What this task involves =>
Skip the pictures and repeat each line of the data exactly.

..........

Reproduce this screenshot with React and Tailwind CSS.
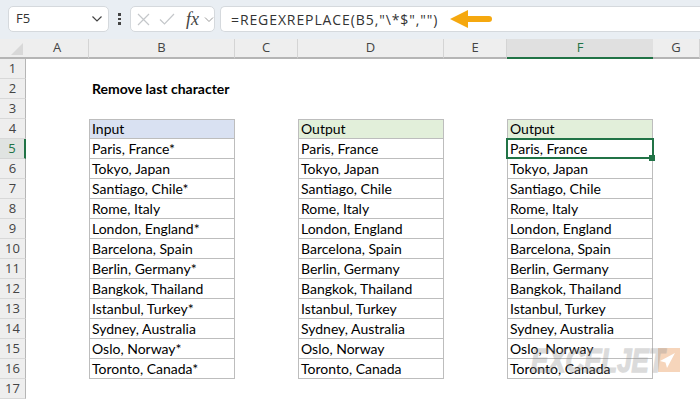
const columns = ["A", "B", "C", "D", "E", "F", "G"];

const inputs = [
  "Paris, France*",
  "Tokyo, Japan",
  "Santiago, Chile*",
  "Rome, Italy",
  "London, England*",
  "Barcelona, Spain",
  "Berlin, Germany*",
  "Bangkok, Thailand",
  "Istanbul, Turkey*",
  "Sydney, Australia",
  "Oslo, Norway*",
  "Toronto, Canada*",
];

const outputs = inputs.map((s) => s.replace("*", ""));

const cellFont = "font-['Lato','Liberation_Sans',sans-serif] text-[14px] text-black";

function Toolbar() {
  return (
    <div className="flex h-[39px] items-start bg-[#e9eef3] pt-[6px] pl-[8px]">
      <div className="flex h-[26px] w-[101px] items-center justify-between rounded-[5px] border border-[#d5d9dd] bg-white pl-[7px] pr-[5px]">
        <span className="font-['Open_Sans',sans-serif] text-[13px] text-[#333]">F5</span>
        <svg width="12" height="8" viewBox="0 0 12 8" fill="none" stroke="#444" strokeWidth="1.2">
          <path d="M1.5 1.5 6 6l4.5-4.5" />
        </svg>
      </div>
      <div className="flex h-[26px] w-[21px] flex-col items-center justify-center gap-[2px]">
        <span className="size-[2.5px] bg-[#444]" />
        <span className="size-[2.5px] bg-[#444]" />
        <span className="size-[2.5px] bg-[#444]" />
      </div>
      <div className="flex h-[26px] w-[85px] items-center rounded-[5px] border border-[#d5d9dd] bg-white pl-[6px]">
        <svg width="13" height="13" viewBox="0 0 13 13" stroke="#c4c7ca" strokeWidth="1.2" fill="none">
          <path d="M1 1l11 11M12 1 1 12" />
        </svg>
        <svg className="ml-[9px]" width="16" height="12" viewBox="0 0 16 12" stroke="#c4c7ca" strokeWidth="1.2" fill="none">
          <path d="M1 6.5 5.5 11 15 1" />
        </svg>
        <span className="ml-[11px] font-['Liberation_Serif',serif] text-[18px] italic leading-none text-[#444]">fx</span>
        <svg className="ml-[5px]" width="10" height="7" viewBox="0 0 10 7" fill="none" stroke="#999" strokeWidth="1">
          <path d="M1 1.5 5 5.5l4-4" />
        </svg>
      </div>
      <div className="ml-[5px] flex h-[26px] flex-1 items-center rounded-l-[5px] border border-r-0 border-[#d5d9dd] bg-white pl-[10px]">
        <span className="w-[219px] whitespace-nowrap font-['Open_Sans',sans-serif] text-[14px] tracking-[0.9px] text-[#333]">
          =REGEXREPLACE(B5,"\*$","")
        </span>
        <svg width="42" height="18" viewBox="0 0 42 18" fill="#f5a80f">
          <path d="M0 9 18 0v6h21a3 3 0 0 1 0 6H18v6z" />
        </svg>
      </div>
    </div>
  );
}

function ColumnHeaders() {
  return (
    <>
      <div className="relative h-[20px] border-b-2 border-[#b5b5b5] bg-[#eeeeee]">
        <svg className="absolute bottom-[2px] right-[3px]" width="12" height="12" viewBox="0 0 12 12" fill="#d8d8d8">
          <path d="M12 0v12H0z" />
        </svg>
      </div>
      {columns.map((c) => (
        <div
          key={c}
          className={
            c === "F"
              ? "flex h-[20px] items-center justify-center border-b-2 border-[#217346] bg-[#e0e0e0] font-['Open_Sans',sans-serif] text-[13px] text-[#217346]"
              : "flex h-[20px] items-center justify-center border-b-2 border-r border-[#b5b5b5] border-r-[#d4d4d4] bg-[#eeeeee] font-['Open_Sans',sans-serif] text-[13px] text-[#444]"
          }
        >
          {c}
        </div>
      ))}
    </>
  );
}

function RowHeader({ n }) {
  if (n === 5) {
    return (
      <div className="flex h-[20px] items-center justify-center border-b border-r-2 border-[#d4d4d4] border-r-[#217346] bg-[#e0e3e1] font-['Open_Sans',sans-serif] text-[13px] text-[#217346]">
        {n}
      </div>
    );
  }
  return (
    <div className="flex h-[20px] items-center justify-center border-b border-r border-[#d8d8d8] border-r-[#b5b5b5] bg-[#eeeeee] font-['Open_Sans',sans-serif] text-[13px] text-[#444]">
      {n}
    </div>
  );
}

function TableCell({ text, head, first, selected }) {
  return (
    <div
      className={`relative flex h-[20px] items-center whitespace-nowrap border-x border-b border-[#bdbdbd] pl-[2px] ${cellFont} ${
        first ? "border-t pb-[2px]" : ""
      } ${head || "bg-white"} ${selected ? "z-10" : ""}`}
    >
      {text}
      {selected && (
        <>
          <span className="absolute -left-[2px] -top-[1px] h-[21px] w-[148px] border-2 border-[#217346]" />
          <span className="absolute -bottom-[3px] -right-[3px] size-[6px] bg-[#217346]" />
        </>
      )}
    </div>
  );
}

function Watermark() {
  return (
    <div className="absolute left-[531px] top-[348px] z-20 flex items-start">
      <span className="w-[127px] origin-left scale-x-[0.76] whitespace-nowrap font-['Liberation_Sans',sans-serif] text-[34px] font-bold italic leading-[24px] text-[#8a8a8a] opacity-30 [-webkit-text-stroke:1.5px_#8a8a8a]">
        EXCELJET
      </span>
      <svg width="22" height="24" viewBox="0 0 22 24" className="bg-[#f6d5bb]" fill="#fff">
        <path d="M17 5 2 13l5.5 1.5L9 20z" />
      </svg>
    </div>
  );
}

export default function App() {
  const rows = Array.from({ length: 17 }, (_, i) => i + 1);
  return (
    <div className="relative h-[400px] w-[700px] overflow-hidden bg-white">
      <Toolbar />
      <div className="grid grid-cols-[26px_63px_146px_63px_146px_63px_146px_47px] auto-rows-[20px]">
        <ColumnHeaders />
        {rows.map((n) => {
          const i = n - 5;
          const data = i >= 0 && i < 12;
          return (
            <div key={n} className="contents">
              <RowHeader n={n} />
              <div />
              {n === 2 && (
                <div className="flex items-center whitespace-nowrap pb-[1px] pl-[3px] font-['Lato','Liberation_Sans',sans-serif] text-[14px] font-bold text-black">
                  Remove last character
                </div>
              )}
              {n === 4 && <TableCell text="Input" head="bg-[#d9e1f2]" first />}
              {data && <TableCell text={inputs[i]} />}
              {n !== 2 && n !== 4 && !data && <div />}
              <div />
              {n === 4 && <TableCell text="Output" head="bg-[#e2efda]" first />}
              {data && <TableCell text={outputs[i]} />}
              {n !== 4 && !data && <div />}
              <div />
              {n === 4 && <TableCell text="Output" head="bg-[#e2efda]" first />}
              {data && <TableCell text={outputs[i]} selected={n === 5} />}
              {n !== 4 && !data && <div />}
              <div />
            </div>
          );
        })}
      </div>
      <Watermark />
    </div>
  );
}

..........

Task output =>
Reproduce this screenshot with React and Tailwind CSS.
const columns = ["A", "B", "C", "D", "E", "F", "G"];

const inputs = [
  "Paris, France*",
  "Tokyo, Japan",
  "Santiago, Chile*",
  "Rome, Italy",
  "London, England*",
  "Barcelona, Spain",
  "Berlin, Germany*",
  "Bangkok, Thailand",
  "Istanbul, Turkey*",
  "Sydney, Australia",
  "Oslo, Norway*",
  "Toronto, Canada*",
];

const outputs = inputs.map((s) => s.replace("*", ""));

const cellFont = "font-['Lato','Liberation_Sans',sans-serif] text-[14px] text-black";

function Toolbar() {
  return (
    <div className="flex h-[39px] items-start bg-[#e9eef3] pt-[6px] pl-[8px]">
      <div className="flex h-[26px] w-[101px] items-center justify-between rounded-[5px] border border-[#d5d9dd] bg-white pl-[7px] pr-[5px]">
        <span className="font-['Open_Sans',sans-serif] text-[13px] text-[#333]">F5</span>
        <svg width="12" height="8" viewBox="0 0 12 8" fill="none" stroke="#444" strokeWidth="1.2">
          <path d="M1.5 1.5 6 6l4.5-4.5" />
        </svg>
      </div>
      <div className="flex h-[26px] w-[21px] flex-col items-center justify-center gap-[2px]">
        <span className="size-[2.5px] bg-[#444]" />
        <span className="size-[2.5px] bg-[#444]" />
        <span className="size-[2.5px] bg-[#444]" />
      </div>
      <div className="flex h-[26px] w-[85px] items-center rounded-[5px] border border-[#d5d9dd] bg-white pl-[6px]">
        <svg width="13" height="13" viewBox="0 0 13 13" stroke="#c4c7ca" strokeWidth="1.2" fill="none">
          <path d="M1 1l11 11M12 1 1 12" />
        </svg>
        <svg className="ml-[9px]" width="16" height="12" viewBox="0 0 16 12" stroke="#c4c7ca" strokeWidth="1.2" fill="none">
          <path d="M1 6.5 5.5 11 15 1" />
        </svg>
        <span className="ml-[11px] font-['Liberation_Serif',serif] text-[18px] italic leading-none text-[#444]">fx</span>
        <svg className="ml-[5px]" width="10" height="7" viewBox="0 0 10 7" fill="none" stroke="#999" strokeWidth="1">
          <path d="M1 1.5 5 5.5l4-4" />
        </svg>
      </div>
      <div className="ml-[5px] flex h-[26px] flex-1 items-center rounded-l-[5px] border border-r-0 border-[#d5d9dd] bg-white pl-[10px]">
        <span className="w-[219px] whitespace-nowrap font-['Open_Sans',sans-serif] text-[14px] tracking-[0.9px] text-[#333]">
          =REGEXREPLACE(B5,"\*$","")
        </span>
        <svg width="42" height="18" viewBox="0 0 42 18" fill="#f5a80f">
          <path d="M0 9 18 0v6h21a3 3 0 0 1 0 6H18v6z" />
        </svg>
      </div>
    </div>
  );
}

function ColumnHeaders() {
  return (
    <>
      <div className="relative h-[20px] border-b-2 border-[#b5b5b5] bg-[#eeeeee]">
        <svg className="absolute bottom-[2px] right-[3px]" width="12" height="12" viewBox="0 0 12 12" fill="#d8d8d8">
          <path d="M12 0v12H0z" />
        </svg>
      </div>
      {columns.map((c) => (
        <div
          key={c}
          className={
            c === "F"
              ? "flex h-[20px] items-center justify-center border-b-2 border-[#217346] bg-[#e0e0e0] font-['Open_Sans',sans-serif] text-[13px] text-[#217346]"
              : "flex h-[20px] items-center justify-center border-b-2 border-r border-[#b5b5b5] border-r-[#d4d4d4] bg-[#eeeeee] font-['Open_Sans',sans-serif] text-[13px] text-[#444]"
          }
        >
          {c}
        </div>
      ))}
    </>
  );
}

function RowHeader({ n }) {
  if (n === 5) {
    return (
      <div className="flex h-[20px] items-center justify-center border-b border-r-2 border-[#d4d4d4] border-r-[#217346] bg-[#e0e3e1] font-['Open_Sans',sans-serif] text-[13px] text-[#217346]">
        {n}
      </div>
    );
  }
  return (
    <div className="flex h-[20px] items-center justify-center border-b border-r border-[#d8d8d8] border-r-[#b5b5b5] bg-[#eeeeee] font-['Open_Sans',sans-serif] text-[13px] text-[#444]">
      {n}
    </div>
  );
}

function TableCell({ text, head, first, selected }) {
  return (
    <div
      className={`relative flex h-[20px] items-center whitespace-nowrap border-x border-b border-[#bdbdbd] pl-[2px] ${cellFont} ${
        first ? "border-t pb-[2px]" : ""
      } ${head || "bg-white"} ${selected ? "z-10" : ""}`}
    >
      {text}
      {selected && (
        <>
          <span className="absolute -left-[2px] -top-[1px] h-[21px] w-[148px] border-2 border-[#217346]" />
          <span className="absolute -bottom-[3px] -right-[3px] size-[6px] bg-[#217346]" />
        </>
      )}
    </div>
  );
}

function Watermark() {
  return (
    <div className="absolute left-[531px] top-[348px] z-20 flex items-start">
      <span className="w-[127px] origin-left scale-x-[0.76] whitespace-nowrap font-['Liberation_Sans',sans-serif] text-[34px] font-bold italic leading-[24px] text-[#8a8a8a] opacity-30 [-webkit-text-stroke:1.5px_#8a8a8a]">
        EXCELJET
      </span>
      <svg width="22" height="24" viewBox="0 0 22 24" className="bg-[#f6d5bb]" fill="#fff">
        <path d="M17 5 2 13l5.5 1.5L9 20z" />
      </svg>
    </div>
  );
}

export default function App() {
  const rows = Array.from({ length: 17 }, (_, i) => i + 1);
  return (
    <div className="relative h-[400px] w-[700px] overflow-hidden bg-white">
      <Toolbar />
      <div className="grid grid-cols-[26px_63px_146px_63px_146px_63px_146px_47px] auto-rows-[20px]">
        <ColumnHeaders />
        {rows.map((n) => {
          const i = n - 5;
          const data = i >= 0 && i < 12;
          return (
            <div key={n} className="contents">
              <RowHeader n={n} />
              <div />
              {n === 2 && (
                <div className="flex items-center whitespace-nowrap pb-[1px] pl-[3px] font-['Lato','Liberation_Sans',sans-serif] text-[14px] font-bold text-black">
                  Remove last character
                </div>
              )}
              {n === 4 && <TableCell text="Input" head="bg-[#d9e1f2]" first />}
              {data && <TableCell text={inputs[i]} />}
              {n !== 2 && n !== 4 && !data && <div />}
              <div />
              {n === 4 && <TableCell text="Output" head="bg-[#e2efda]" first />}
              {data && <TableCell text={outputs[i]} />}
              {n !== 4 && !data && <div />}
              <div />
              {n === 4 && <TableCell text="Output" head="bg-[#e2efda]" first />}
              {data && <TableCell text={outputs[i]} selected={n === 5} />}
              {n !== 4 && !data && <div />}
              <div />
            </div>
          );
        })}
      </div>
      <Watermark />
    </div>
  );
}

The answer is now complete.